Logical Methods in Computer Science
- Discipline: Theoretical computer science
- Language: English
- Edited by: Stefan Milius

Publication details
- History: 2005–present
- Publisher: Logical Methods in Computer Science e.V.
- Frequency: Quarterly
- Open access: Yes
- License: Creative Commons BY 4.0 (from around 2018), Creative Commons BY-ND (until around 2017)
- Impact factor: 0.661 (2016)

Standard abbreviations
- ISO 4: Log. Methods Comput. Sci.

Indexing
- ISSN: 1860-5974
- OCLC no.: 897996717

Links
- Journal homepage; Online archive;

= Logical Methods in Computer Science =

Logical Methods in Computer Science (LMCS) is a peer-reviewed open access scientific journal covering theoretical computer science and applied logic. It opened to submissions on September 1, 2004. The editor-in-chief is Stefan Milius (Friedrich-Alexander Universität Erlangen-Nürnberg).

== History ==

The journal was initially published by the International Federation for Computational Logic, and then by a dedicated non-profit. It moved to the Episciences platform in 2017. The first editor-in-chief was Dana Scott.
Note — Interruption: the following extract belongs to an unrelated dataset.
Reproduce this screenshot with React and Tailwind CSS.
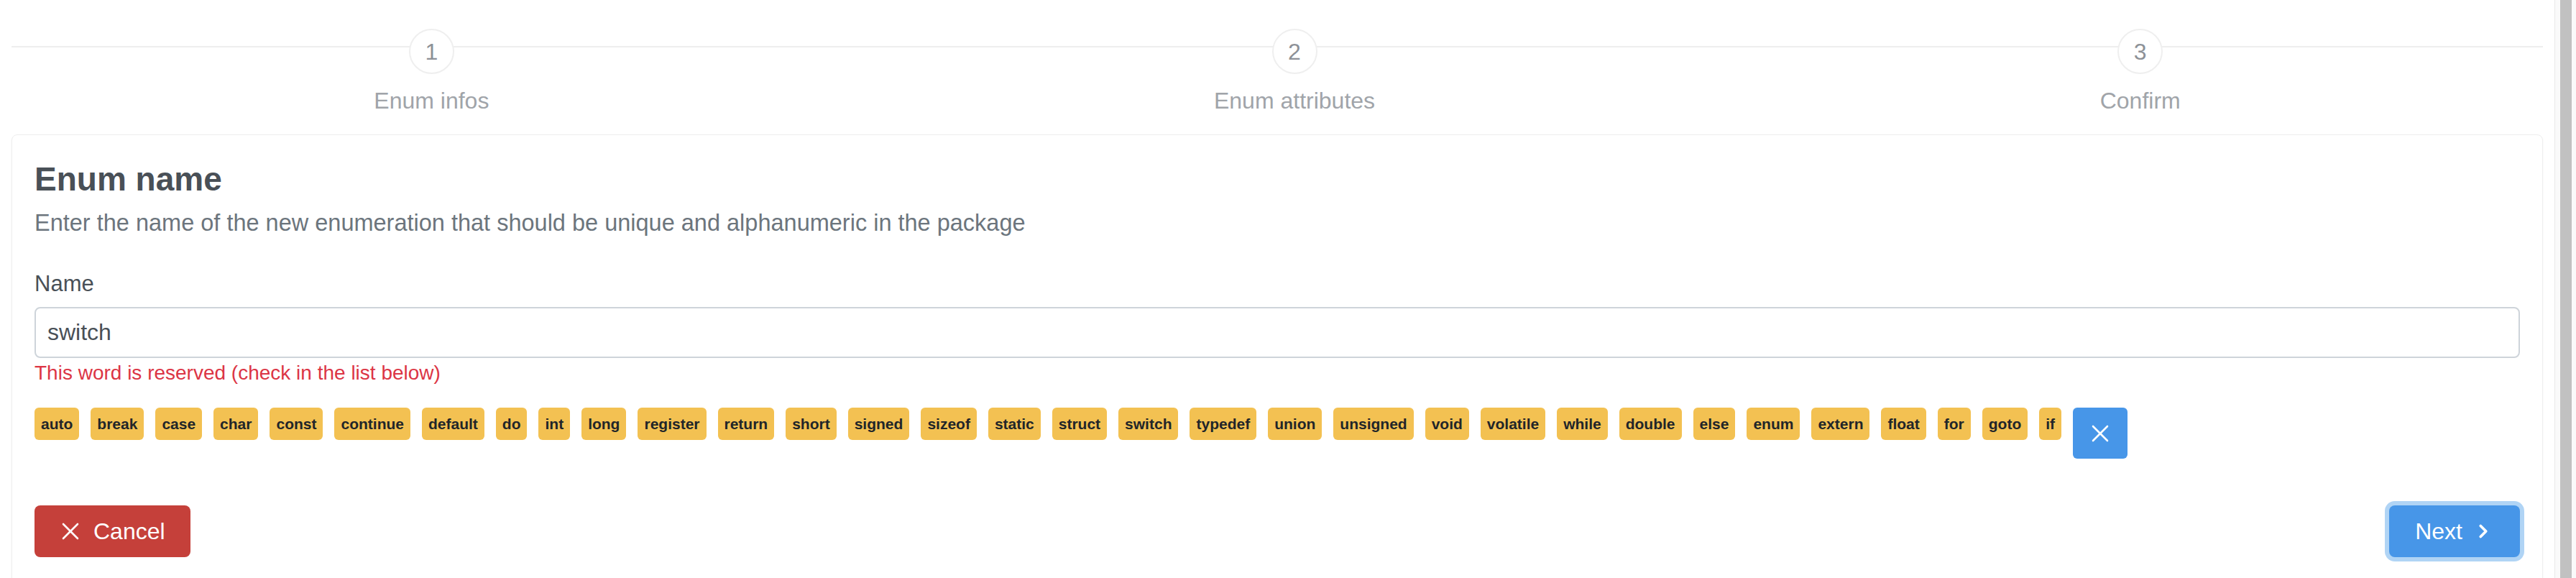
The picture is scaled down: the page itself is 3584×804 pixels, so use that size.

In its first year, the journal received 75 submissions.

==Abstracting and indexing==
The journal is abstracted and indexed in Current Contents/Engineering, Computing & Technology, Mathematical Reviews, Science Citation Index Expanded, Scopus, and Zentralblatt MATH. According to the Journal Citation Reports, the journal has a 2016 impact factor of 0.661.